§ What you have to do: Find each line containing the string "with". Copy it.

§ Provided data:
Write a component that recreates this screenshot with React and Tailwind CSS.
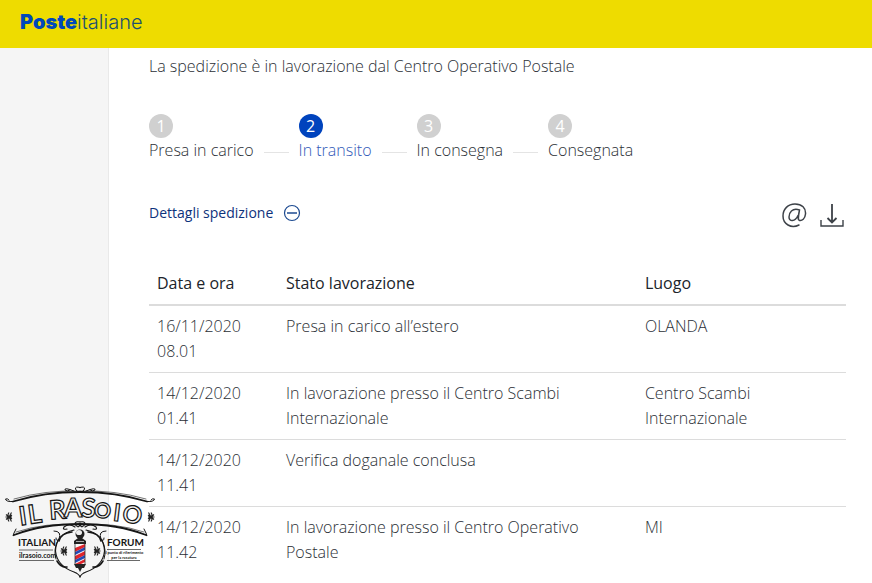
import React, { useState } from 'react';

const steps = [
    { id: 1, label: 'Presa in carico' },
    { id: 2, label: 'In transito' },
    { id: 3, label: 'In consegna' },
    { id: 4, label: 'Consegnata' },
];

const events = [
    { date: '16/11/2020', time: '08.01', status: 'Presa in carico all’estero', place: 'OLANDA' },
    { date: '14/12/2020', time: '01.41', status: 'In lavorazione presso il Centro Scambi Internazionale', place: 'Centro Scambi Internazionale' },
    { date: '14/12/2020', time: '11.41', status: 'Verifica doganale conclusa', place: '' },
    { date: '14/12/2020', time: '11.42', status: 'In lavorazione presso il Centro Operativo Postale', place: 'MI' },
];

function Header() {
    return (
        <header className="flex h-12 items-center bg-[#eedc00] px-5">
            <a href="#" className="pb-1 font-['Inter','Liberation_Sans',sans-serif] text-xl text-[#0047bb]">
                <span className="font-black">Poste</span>
                <span className="text-[#1d5070]">italiane</span>
            </a>
        </header>
    );
}

function Stepper({ current }) {
    return (
        <ol className="mt-9 flex items-start">
            {steps.map((s, i) => (
                <li key={s.id} className="flex items-end">
                    <div>
                        <span className={`flex h-6 w-6 items-center justify-center rounded-full font-normal text-white ${s.id === current ? 'bg-[#0043bd]' : 'bg-[#d0d0d0]'}`}>{s.id}</span>
                        <span className={`block leading-[25px] ${s.id === current ? 'text-[#3058b8]' : ''}`}>{s.label}</span>
                    </div>
                    {i < steps.length - 1 && <span className="mx-2.5 mb-2.5 h-px w-[25px] bg-[#e4e4e4]" />}
                </li>
            ))}
        </ol>
    );
}

function Flourish({ x, y, flip }) {
    return (
        <g transform={`translate(${x} ${y}) scale(${flip ? -1 : 1} 1)`} stroke="#222" strokeWidth="1.1" fill="none">
            <path d="M-3.500 0H3M0 -4.500Q-2 -2 0 0Q-2 2 0 4.500M2.500 -4.500L0 0L2.500 4.500M-3 -2.500L0 0L-3 2.500M3 -2L0 0L3 2" />
        </g>
    );
}

function HalfFrame() {
    return (
        <g fill="none" stroke="#161616" strokeLinecap="round">
            <path d="M13 21.500Q44 12 80 12" strokeWidth="1.800" />
            <path d="M14 19Q45 10 80 11" strokeWidth=".6" />
            <path d="M13 21.500Q6 22 5.500 19Q8 18 9 20" strokeWidth="1" />
            <path d="M80 7.500Q75 6 75.500 9Q76 12 80 12M74 11Q64 7 65 10Q67 12 70 10" strokeWidth="1" />
            <path d="M14 55Q42 44 80 44" strokeWidth="1.800" />
            <path d="M16 52Q46 42 80 45" strokeWidth=".6" />
            <path d="M14 55Q12 58 14 53L16 49" strokeWidth="1" />
            <path d="M80 42Q75 41 75 44Q78 49 80 45M75 47Q69 43 64 47Q62 50 67 49" strokeWidth="1.200" />
            <path d="M54 51Q62 51 59 59Q56 62 56 58M58 60Q53 70 56 79" strokeWidth="1" />
            <path d="M74 50Q56 54 55.500 71Q57 86 74 92Q79 94 80 97" strokeWidth="1.100" />
            <path d="M72 52Q61 53 59 61M57 81Q61 88 67 87" strokeWidth="1.600" />
        </g>
    );
}

function ForumBadge() {
    return (
        <svg viewBox="0 0 160 103" className="pointer-events-none absolute bottom-0 left-0 w-40" role="img" aria-label="Il Rasoio Italian Forum">
            <HalfFrame />
            <g transform="translate(160 0) scale(-1 1)"><HalfFrame /></g>
            <Flourish x={9} y={37} />
            <Flourish x={151} y={37} flip />
            <Flourish x={64} y={71} />
            <Flourish x={97} y={71} flip />

            <g className="font-['Lato','Liberation_Sans',sans-serif] font-bold" fontSize="26" fill="#f5f5f5" stroke="#161616" strokeWidth="1.200" textAnchor="middle">
                <text transform="translate(24 45) rotate(-8)">I</text>
                <text transform="translate(36 43) rotate(-8)">L</text>
                <text transform="translate(58 39) rotate(-4)">R</text>
                <text transform="translate(73 37)">A</text>
                <text transform="translate(88 37) rotate(3)">S</text>
                <text transform="translate(102 38) rotate(5)" fontSize="21">O</text>
                <text transform="translate(116 41) rotate(7)" fontSize="24">I</text>
                <text transform="translate(131 43) rotate(9)" fontSize="24">O</text>
            </g>

            <g className="font-['Lato','Liberation_Sans',sans-serif] font-bold" fill="#161616">
                <text x="18" y="66" fontSize="10">ITALIAN</text>
                <text x="107" y="66" fontSize="10">FORUM</text>
                <text x="19" y="78" fontSize="7">ilrasoio.com</text>
                <text x="124" y="74" fontSize="4" textAnchor="middle">il punto di riferimento</text>
                <text x="124" y="79" fontSize="4" textAnchor="middle">per la rasatura</text>
            </g>
            <path d="M19 70H53M19 80.500H54M107 69.500H141M107 80.500H140" stroke="#444" strokeWidth=".8" />

            <circle cx="80" cy="54" r="4.500" fill="#222" />
            <ellipse cx="79" cy="52.500" rx="3" ry="2.600" fill="#eee" />
            <path d="M78 58H82L86 61V64H74V61Z" fill="#222" />
            <path d="M76 61.500H84" stroke="#ccc" strokeWidth=".8" />
            <path d="M75 64H85V84H75Z" fill="#f8f8f8" />
            <path d="M75 68L85 64V67L75 72ZM75 76L85 71V75L75 80ZM75 84L85 79V82L81 84Z" fill="#e0242b" />
            <path d="M75 72L85 67V70L75 75ZM75 80L85 75V78L75 83Z" fill="#2449b5" />
            <path d="M75 64V84M85 64V84" stroke="#333" strokeWidth=".8" />
            <path d="M74 84H86L84 88H76Z" fill="#222" />
            <path d="M78 88H82L80 92Z" fill="#222" />
        </svg>
    );
}

export default function App() {
    const [open, setOpen] = useState(true);

    return (
        <div className="relative flex min-h-screen flex-col bg-white font-['Open_Sans','Noto_Sans',sans-serif] text-base font-light text-[#2b2f36]">
            <Header />
            <div className="flex flex-1">
                <aside className="w-1/8 shrink-0 border-r border-[#e9e9e9] bg-[#f5f5f5]" />
                <main className="min-w-0 flex-1 pt-1.5 pr-[26px] pb-2 pl-10">
                    <p className="leading-6">La spedizione è in lavorazione dal Centro Operativo Postale</p>

                    <Stepper current={2} />

                    <div className="mt-[35px] flex items-center justify-between">
                        <button onClick={() => setOpen(!open)} aria-expanded={open} className="flex cursor-pointer items-center gap-2.5 text-sm font-normal text-[#0d327c]">
                            Dettagli spedizione
                            <svg viewBox="0 0 18 18" className="h-[18px] w-[18px]" fill="none" stroke="#1c4a91">
                                <circle cx="9" cy="9" r="7.500" strokeWidth="1.200" />
                                <path d="M4 9H14" strokeWidth="1.500" />
                            </svg>
                        </button>
                        <div className="mt-1 flex items-center gap-3 pr-px">
                            <button aria-label="Invia per email" className="cursor-pointer">
                                <svg viewBox="0 0 26 26" className="h-[26px] w-[26px]" fill="none" stroke="#3d4248" strokeWidth="1.500" strokeLinecap="round">
                                    <path d="M18 23C10 27 2 22 2 14C2 7 7 2 14 2C21 2 25 6 24.500 12C24 17 21 19 18.500 18.500C16.500 18 17 15.500 18.500 8C11 5.500 8 11 8 15C8 20 14 20 17 13.500" />
                                </svg>
                            </button>
                            <button aria-label="Scarica" className="cursor-pointer">
                                <svg viewBox="0 0 26 26" className="h-[26px] w-[26px]" fill="none" stroke="#3d4248" strokeWidth="1.400">
                                    <path d="M13 2V20M8.500 16L13 20.500L17.500 16" strokeWidth="1.800" />
                                    <path d="M2 18V24H24V18" />
                                </svg>
                            </button>
                        </div>
                    </div>

                    {open && (
                        <table className="mt-[33px] w-full table-fixed text-left leading-[25px]">
                            <thead>
                                <tr className="border-b-2 border-[#dcdcdc] text-[#20242a]">
                                    <th className="w-[129px] px-2 pt-2.5 pb-2 font-normal">Data e ora</th>
                                    <th className="px-2 pt-2.5 pb-2 font-normal">Stato lavorazione</th>
                                    <th className="w-[30%] px-2 pt-2.5 pb-2 font-normal">Luogo</th>
                                </tr>
                            </thead>
                            <tbody>
                                {events.map((e, i) => (
                                    <tr key={i} className="border-b border-[#dcdcdc] align-top last:border-b-0">
                                        <td className="p-2">{e.date}<br />{e.time}</td>
                                        <td className="py-2 pr-10 pl-2">{e.status}</td>
                                        <td className="py-2 pr-10 pl-2">{e.place}</td>
                                    </tr>
                                ))}
                            </tbody>
                        </table>
                    )}
                </main>
            </div>
            <ForumBadge />
        </div>
    );
}
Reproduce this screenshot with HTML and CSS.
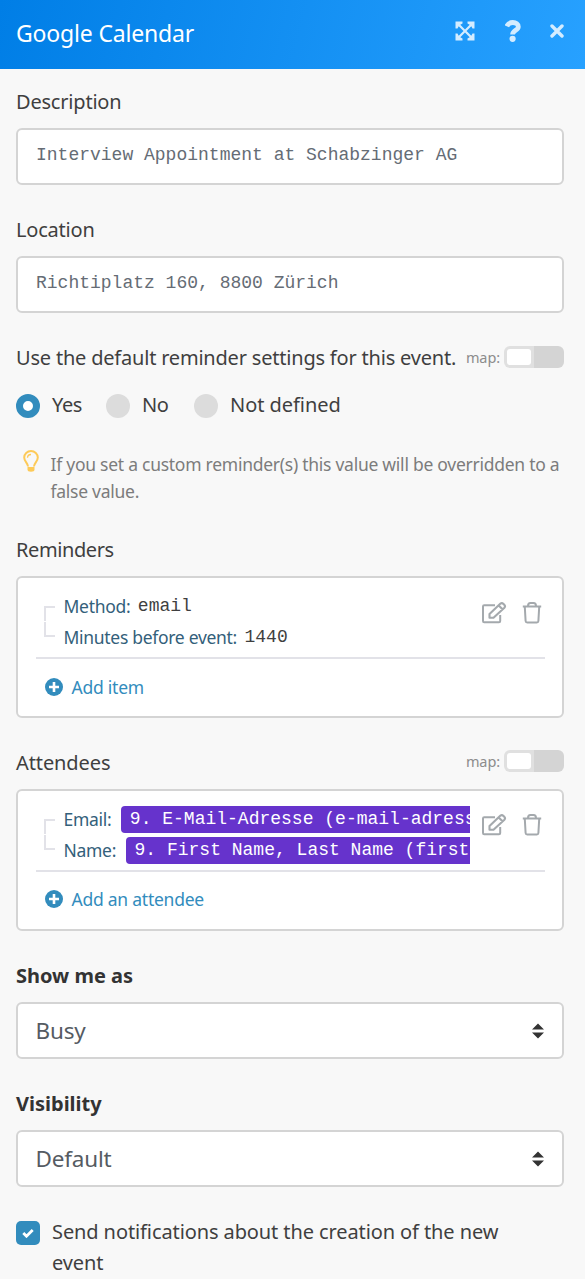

§ Finished answer:
Write a component that recreates this screenshot with React and Tailwind CSS.
Reproduce this screenshot with HTML and CSS.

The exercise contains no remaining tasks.